Mr. Harper's cabinet approved cuts to three programs that provide assistance to artists. The first was revealed through a leak by Mr. Harper's office that ridiculed funding for left-wing artists, and the others by the posting of notices for potential applicants that the programs would not be continued.
Mr. Harper has insisted that his government has increased overall spending for Heritage Canada, the ministry responsible for arts and culture, among other things, by eight per cent since taking office in February, 2006. He said that even by a more narrow definition of spending on arts and culture, funding has gone up.
While the Conservatives' arts cuts have drawn condemnation from cultural groups across the country, nowhere has that condemnation been more vocal than in Quebec. With several ridings in the province considered up for grabs, opposition parties have seized on this outrage.
Speaking in Quebec City, Mr.

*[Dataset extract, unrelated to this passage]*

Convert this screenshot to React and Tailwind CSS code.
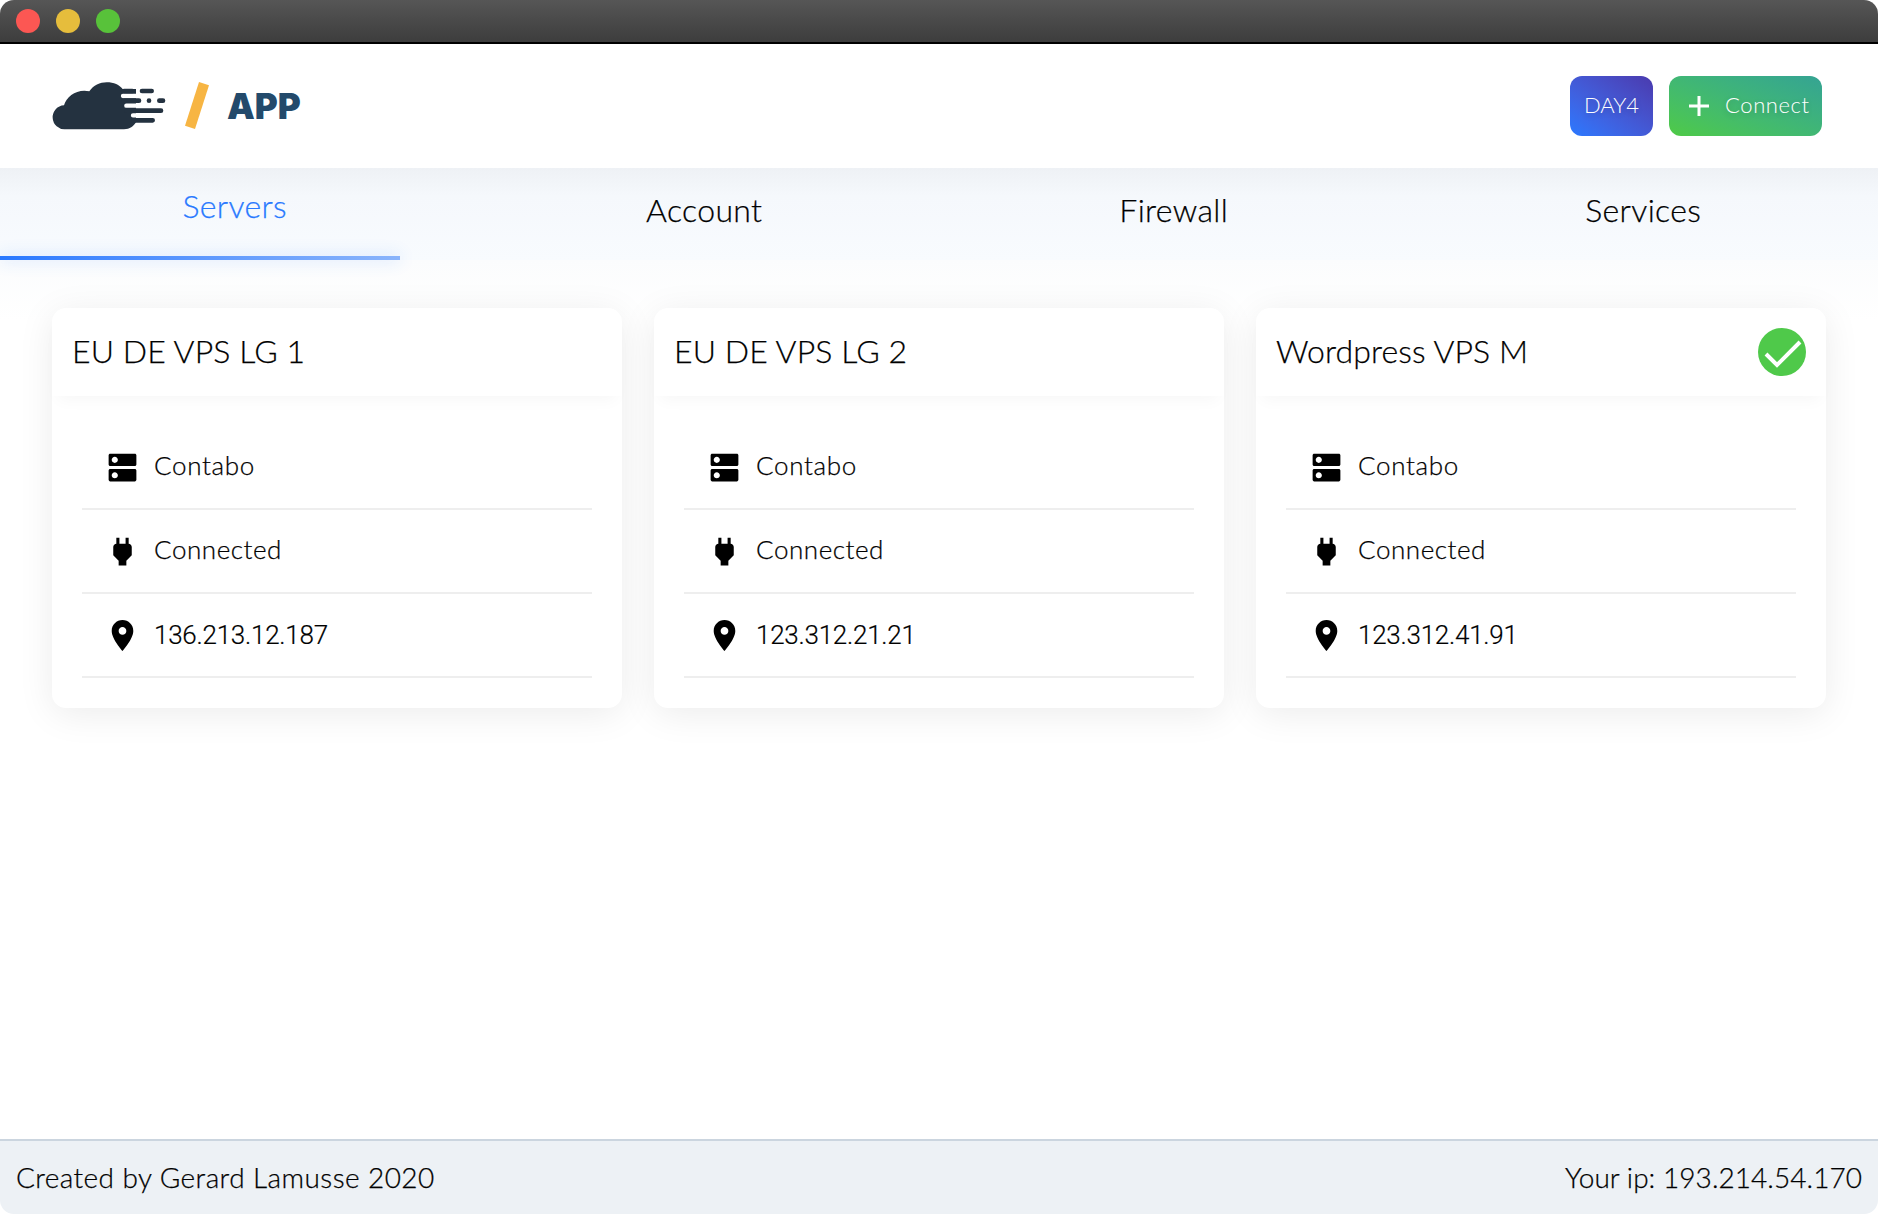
const servers = [
  { name: 'EU DE VPS LG 1', host: 'Contabo', status: 'Connected', ip: '136.213.12.187' },
  { name: 'EU DE VPS LG 2', host: 'Contabo', status: 'Connected', ip: '123.312.21.21' },
  { name: 'Wordpress VPS M', host: 'Contabo', status: 'Connected', ip: '123.312.41.91', active: true },
]

const tabs = ['Servers', 'Account', 'Firewall', 'Services']

function ServerIcon() {
  return (
    <svg className="w-[37px] h-[37px] shrink-0" viewBox="0 0 24 24" fill="#000">
      <path d="M20 13H4c-.55 0-1 .45-1 1v6c0 .55.45 1 1 1h16c.55 0 1-.45 1-1v-6c0-.55-.45-1-1-1zM7 19c-1.1 0-2-.9-2-2s.9-2 2-2 2 .9 2 2-.9 2-2 2zM20 3H4c-.55 0-1 .45-1 1v6c0 .55.45 1 1 1h16c.55 0 1-.45 1-1V4c0-.55-.45-1-1-1zM7 9c-1.1 0-2-.9-2-2s.9-2 2-2 2 .9 2 2-.9 2-2 2z" />
    </svg>
  )
}

function PlugIcon() {
  return (
    <svg className="w-[37px] h-[37px] shrink-0" viewBox="0 0 24 24" fill="#000">
      <path d="M16 7V3h-2v4h-4V3H8v4C7 7 6 8 6 9v5.5L9.500 18v3h5v-3l3.500-3.500V9c0-1-1-2-2-2z" />
    </svg>
  )
}

function PinIcon() {
  return (
    <svg className="w-[37px] h-[37px] shrink-0" viewBox="0 0 24 24" fill="#000">
      <path d="M12 2C8.130 2 5 5.130 5 9c0 5.250 7 13 7 13s7-7.750 7-13c0-3.870-3.130-7-7-7zm0 9.500c-1.380 0-2.500-1.120-2.500-2.500s1.120-2.500 2.500-2.500 2.500 1.120 2.500 2.500-1.120 2.500-2.500 2.500z" />
    </svg>
  )
}

function Logo() {
  return (
    <svg className="w-[120px] h-[52px] shrink-0" viewBox="150 240 360 156">
      <path d="M196 388a36 36 0 0 1-4-72c8-28 40-50 76-42c12-18 32-27 52-27c22 0 38 8 48 20h40v100c-8 12-18 21-36 21z" fill="#243240" />
      <g stroke="#fff" strokeWidth="13" strokeLinecap="round">
        <path d="M369 288H510M379 317H510M399 346H510" />
      </g>
      <g stroke="#243240" strokeWidth="14" strokeLinecap="round" fill="none">
        <path d="M372 273H397M426 273H455M372 302H417M478 302H489M380 332H483M400 361H458" />
      </g>
      <circle cx="447" cy="302" r="7" fill="#243240" />
    </svg>
  )
}

function Card({ server }) {
  return (
    <div className="bg-white rounded-[14px] h-[400px] shadow-[0_6px_36px_rgba(0,0,0,0.08)]">
      <div className="h-[88px] px-5 flex items-center justify-between rounded-t-[14px] shadow-[0_10px_16px_-6px_rgba(0,0,0,0.035)]">
        <h2 className="mb-[2px] text-[32px] text-black font-light tracking-[0.1px] leading-none [-webkit-text-stroke:0.25px_black]">{server.name}</h2>
        {server.active && (
          <svg className="w-12 h-12" viewBox="0 0 48 48">
            <circle cx="24" cy="24" r="24" fill="#4fc94a" />
            <path d="M8 26l11 11 23-23" fill="none" stroke="#fff" strokeWidth="4" />
          </svg>
        )}
      </div>
      <ul className="mt-[30px] mx-[30px]">
        <li className="h-[84px] border-b-2 border-[#eeeeee] flex items-center pl-[22px] gap-[13px]">
          <ServerIcon />
          <span className="pb-1 text-[26px] text-black font-light tracking-[0.65px] [-webkit-text-stroke:0.25px_black]">{server.host}</span>
        </li>
        <li className="h-[84px] border-b-2 border-[#eeeeee] flex items-center pl-[22px] gap-[13px]">
          <PlugIcon />
          <span className="pb-1 text-[26px] text-black font-light tracking-[0.55px] [-webkit-text-stroke:0.25px_black]">{server.status}</span>
        </li>
        <li className="h-[84px] border-b-2 border-[#eeeeee] flex items-center pl-[22px] gap-[13px]">
          <PinIcon />
          <span className="text-[26px] text-black font-light tracking-[-0.25px] [-webkit-text-stroke:0.2px_black] font-['Roboto',sans-serif]">{server.ip}</span>
        </li>
      </ul>
    </div>
  )
}

export default function App() {
  return (
    <div className="h-[1214px] flex flex-col bg-white rounded-[14px] overflow-hidden font-['Lato',sans-serif]">
      {/* Window bar */}
      <div className="h-[44px] shrink-0 flex items-center gap-4 pl-4 border-b-2 border-black bg-gradient-to-b from-[#565656] to-[#3d3d3d]">
        <span className="w-6 h-6 rounded-full bg-[#fc5753]" />
        <span className="w-6 h-6 rounded-full bg-[#e6bd3c]" />
        <span className="w-6 h-6 rounded-full bg-[#58c23a]" />
      </div>

      {/* Header */}
      <header className="h-[124px] shrink-0 flex items-center justify-between pl-[50px] pr-[56px]">
        <div className="flex items-center">
          <Logo />
          <svg className="w-6 h-[48px] ml-[15px]" viewBox="0 0 24 48">
            <path d="M14 0l10 3.300L10 47 0 43.700z" fill="#f7b543" />
          </svg>
          <span className="ml-[18px] text-[35px] leading-none font-black text-[#234a6b] font-['Inter',sans-serif]">APP</span>
        </div>
        <div className="flex items-center gap-4">
          <button className="h-[60px] w-[83px] pb-1 rounded-[12px] bg-gradient-to-tr from-[#2979ff] to-[#4a3aae] text-white text-[22px] font-light [text-shadow:0_2px_6px_rgba(0,0,0,0.2)]">
            DAY4
          </button>
          <button className="h-[60px] w-[153px] rounded-[12px] bg-gradient-to-tr from-[#4fca44] to-[#35a393] text-white text-[22px] font-light tracking-[0.6px] flex items-center pl-5 gap-4 [text-shadow:0_2px_6px_rgba(0,0,0,0.2)]">
            <svg className="w-5 h-5 shrink-0" viewBox="0 0 20 20">
              <path d="M10 0v20M0 10h20" stroke="#fff" strokeWidth="3" />
            </svg>
            <span className="pb-1">Connect</span>
          </button>
        </div>
      </header>

      {/* Tabs */}
      <nav className="h-[92px] shrink-0 grid grid-cols-4 relative bg-gradient-to-b from-[#eef1f5] via-[#f5f8fc] via-30% to-[#f8fbfe]">
        {tabs.map((tab, index) => (
          <div
            key={tab}
            className={
              index === 0
                ? 'flex items-center justify-center pb-[16px] text-[32px] font-light tracking-[0.35px] text-[#2979ff] [-webkit-text-stroke:0.25px_#2979ff]'
                : 'flex items-center justify-center pb-[8px] text-[32px] font-light tracking-[0.35px] text-black [-webkit-text-stroke:0.25px_black]'
            }
          >
            {tab}
          </div>
        ))}
        <div className="absolute left-0 bottom-0 w-[400px] h-[4px] bg-gradient-to-r from-[#2979ff] to-[#8ab4fb] shadow-[0_0_16px_rgba(41,121,255,0.3)]" />
      </nav>

      {/* Server cards */}
      <main className="flex-1 px-[52px] pt-[48px] bg-gradient-to-b from-[#fbfcfd] to-white to-[60px]">
        <div className="grid grid-cols-3 gap-8">
          {servers.map((server) => (
            <Card key={server.name} server={server} />
          ))}
        </div>
      </main>

      {/* Footer */}
      <footer className="h-[75px] shrink-0 border-t-2 border-[#cbd5df] bg-[#edf1f5] flex items-center justify-between px-4 pb-[2px] text-[28px] font-light text-black [-webkit-text-stroke:0.25px_black]">
        <span className="tracking-[0.42px]">Created by Gerard Lamusse 2020</span>
        <span className="tracking-[0.05px]">Your ip: 193.214.54.170</span>
      </footer>
    </div>
  )
}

Layton tied the arts cuts to Quebec's identity, vowing to protect the arts and artists that have “kept the flame of French culture strong in this city, in this province and right across Canada for four centuries.”
The NDP leader will spend a large portion of Tuesday in Quebec, focusing on the arts. He leaves Quebec City for Drummondville late Tuesday morning, before moving on to Montreal. There, he is expected to attend a high-profile rally against the Conservative cuts.
He likely won't be the only major party leader there – Bloc Québécois leader Gilles Duceppe is also expected to attend.